Monday, November 07, 2005

standing at Hannah's bedside...


There’s an older woman in our church community—let’s call her Hannah—whom I was blessed (and I don’t use that word thoughtlessly here) to visit this morning in the hospital. She’d recently taken a tumble and broken her left arm and left hip. Despite the pain in both areas and the difficulty in the therapy for the hip, she was able to muster up the humor to explain that now she was balanced again: she’d broken the other hip a little over a year ago. The right hip had weighted her down. She was now no longer listing to starboard.

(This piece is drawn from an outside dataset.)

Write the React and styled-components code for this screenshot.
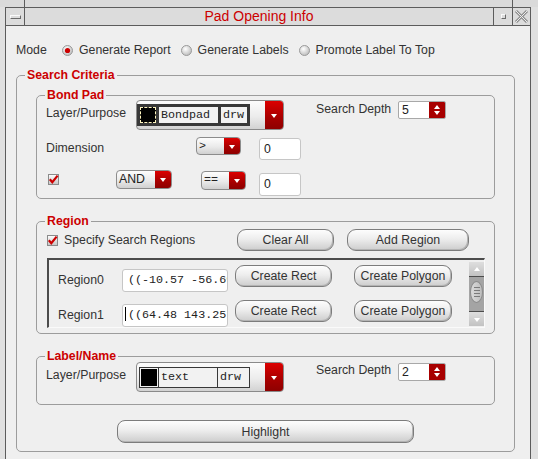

We exchanged kindnesses; I inquired about her progress and when the doctors felt they might release her. She confessed this fall had made her a little angry with God, but after a little reflection she had asked for His forgiveness, insisting that it wasn’t Him she was mad at. It was the simple circumstance of the fall, and the time it would take to get back on her feet, and all the discomfort in between that had drawn her ire—if the woman whose sweet spirit seemed so fundamental to her could indeed foment something like “ire.”

What beset her most was the waiting—having to wait until things were as back to normal as they could be—and what to do with that time, how to be useful.

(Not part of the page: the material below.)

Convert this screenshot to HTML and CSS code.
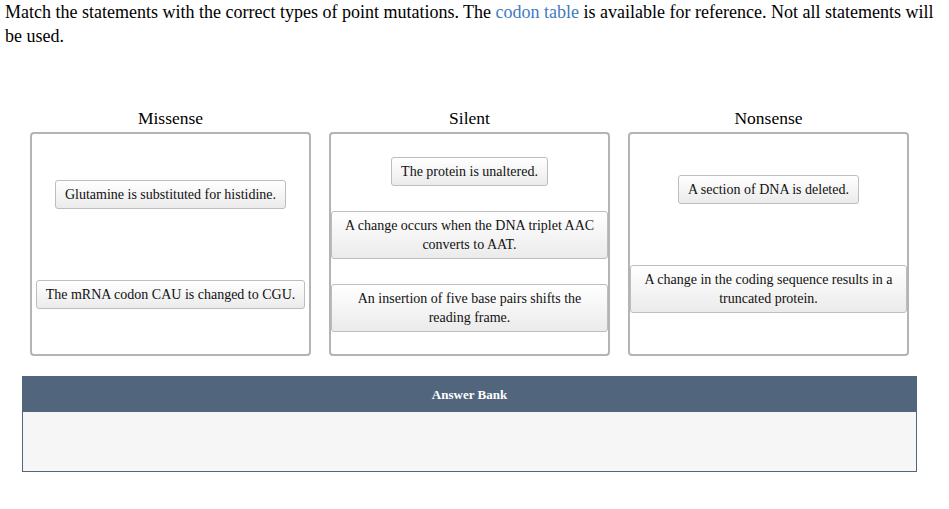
FILE: index.html
```html
<!DOCTYPE html>
<html lang="en">
<head>
<meta charset="utf-8">
<title>Point mutations</title>
<link rel="stylesheet" href="styles.css">
</head>
<body>
<div class="page">
  <p class="prompt">Match the statements with the correct types of point mutations. The <a class="link" href="#">codon table</a> is available for reference. Not all statements will be used.</p>

  <div class="columns">
    <div class="column">
      <div class="col-title">Missense</div>
      <div class="drop">
        <div class="card">Glutamine is substituted for histidine.</div>
        <div class="card">The mRNA codon CAU is changed to CGU.</div>
      </div>
    </div>
    <div class="column">
      <div class="col-title">Silent</div>
      <div class="drop">
        <div class="card">The protein is unaltered.</div>
        <div class="card">A change occurs when the DNA triplet AAC converts to AAT.</div>
        <div class="card">An insertion of five base pairs shifts the reading frame.</div>
      </div>
    </div>
    <div class="column">
      <div class="col-title">Nonsense</div>
      <div class="drop">
        <div class="card">A section of DNA is deleted.</div>
        <div class="card">A change in the coding sequence results in a truncated protein.</div>
      </div>
    </div>
  </div>

  <div class="bank">
    <div class="bank-head">Answer Bank</div>
    <div class="bank-body"></div>
  </div>
</div>
</body>
</html>
```

FILE: styles.css
```css
html, body {
  margin: 0;
  padding: 0;
  background: #ffffff;
}

body {
  font-family: "Liberation Serif", "Times New Roman", serif;
  color: #000000;
}

.page {
  padding: 0 5px;
}

.prompt {
  margin: 0;
  font-size: 18px;
  line-height: 24px;
}

.link {
  color: #3f7cc0;
  text-decoration: none;
}

.columns {
  display: flex;
  gap: 18px;
  margin: 60px 35px 0 25px;
}

.column {
  flex: 1 1 0;
  display: flex;
  flex-direction: column;
  align-items: stretch;
}

.col-title {
  text-align: center;
  font-size: 17.5px;
  line-height: 20px;
  height: 24px;
}

.drop {
  height: 200px;
  padding: 10px 0;
  border: 2px solid #b4b4b4;
  border-radius: 4px;
  display: flex;
  flex-direction: column;
  justify-content: space-around;
  align-items: center;
}

.card {
  box-sizing: border-box;
  max-width: 100%;
  padding: 4px 9px;
  border: 1px solid #bdbdbd;
  border-radius: 3px;
  background: linear-gradient(#ffffff, #ebebeb);
  font-size: 14px;
  line-height: 19px;
  text-align: center;
  color: #111111;
}

.bank {
  margin: 20px 27px 0 17px;
  border: 1px solid #51657d;
}

.bank-head {
  background: #51657d;
  color: #ffffff;
  font-weight: bold;
  font-size: 13px;
  text-align: center;
  height: 35px;
  line-height: 35px;
}

.bank-body {
  background: #f6f6f6;
  height: 59px;
}
```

And then she told me a little story about how she’d tried to do just that—be useful.

A young nurse had been taking care of her a few days prior. A pregnant nurse. She was, Hannah told me, such a slight woman that if you looked at her from behind you couldn’t tell she was pregnant. But after she and Hannah had established a minimum of rapport, Hannah came right out and asked her, “are you a Christian?” (Clearly, Hannah has never been through sensitivity training.)

Hannah perhaps represents a generation who, for all their interest in good manners, doesn’t assume that a religious question like Hannah’s was intrinsically offensive. She imported no animus into her question and therefore assumed her nurse wouldn’t import it either. If Hannah had been born closer to my generation, and she were a bettin’ woman, she might have wagered her nurse would adopt the popular angst when posed such questions; religion is a private affair we are told. Questions of that sort should be solicited, not posed. Had Hannah been as concerned with how a simple question might be received, she might’ve then opted to forgo the question all together.

Fortunately, she didn’t—a potentially awkward moment averted because Hannah didn’t know any better. And fortunately for both of them, her nurse took no umbrage at the unvarnished, unassuming question. The nurse, instead, answered quite honestly that she didn’t know if she were a Christian but conceded she was not a churchgoer. Again, another potentially awkward moment: How might Hannah respond to her nurse’s admission of being outside the Christian fold? How would I respond in that moment? Befuddled silence? Would I offer some sort of silly invitation I didn’t mean like, “well, would you like to go to church with me sometime?”—as if her reasons for not going could be distilled down into the mere fact that no one had invited her before. Or would I try to cover over even the slightest possibility of offense by cowering with some sort of silly “well, with your hours I’d want to sleep in too!”?

Hannah felt no awkwardness though. She responded simply with a simple request: could she, nonetheless, pray for the child growing inside?

Regardless of what that nurse might’ve thought of Christians or their Christianity, it may be hoped that Hannah’s request was interpreted as nothing less than a simple act of love. Whether that’s true, Hannah doesn’t know. But whatever the nurse thought, Hannah’s request was received with the love with which it was intended. The nurse welcomed the offer.

Hannah prayed for that baby, and, according to her, any time she mentioned Jesus’ name, the baby kicked, or leapt, or did a uterus-dive, or whatever.

That’s love.

And that’s evangelism in the real world.

I was thankful for my time with Hannah today.

1 Comments:

At 9:04 PM, Anonymous Anonymous said...

Potentially awkward moments.....is that what keeps us in silence?

I like "Hannah's" approach - to offer prayer. When my non-Christian friends ask me for guidance and/or help I tell them that I'm speaking through a Christian viewpoint, that I love them, and their concerns are in my prayers. Often I get a look of intrigue and a little door opens up for me to talk about how my faith has helped me in a situation analogous to theirs.

If you want awkward moments, try sharing your faith with young adults in Japan. It was that trip that convicted my heart and showed me that I have it easy over here. And that I don’t seize nearly enough opportunities.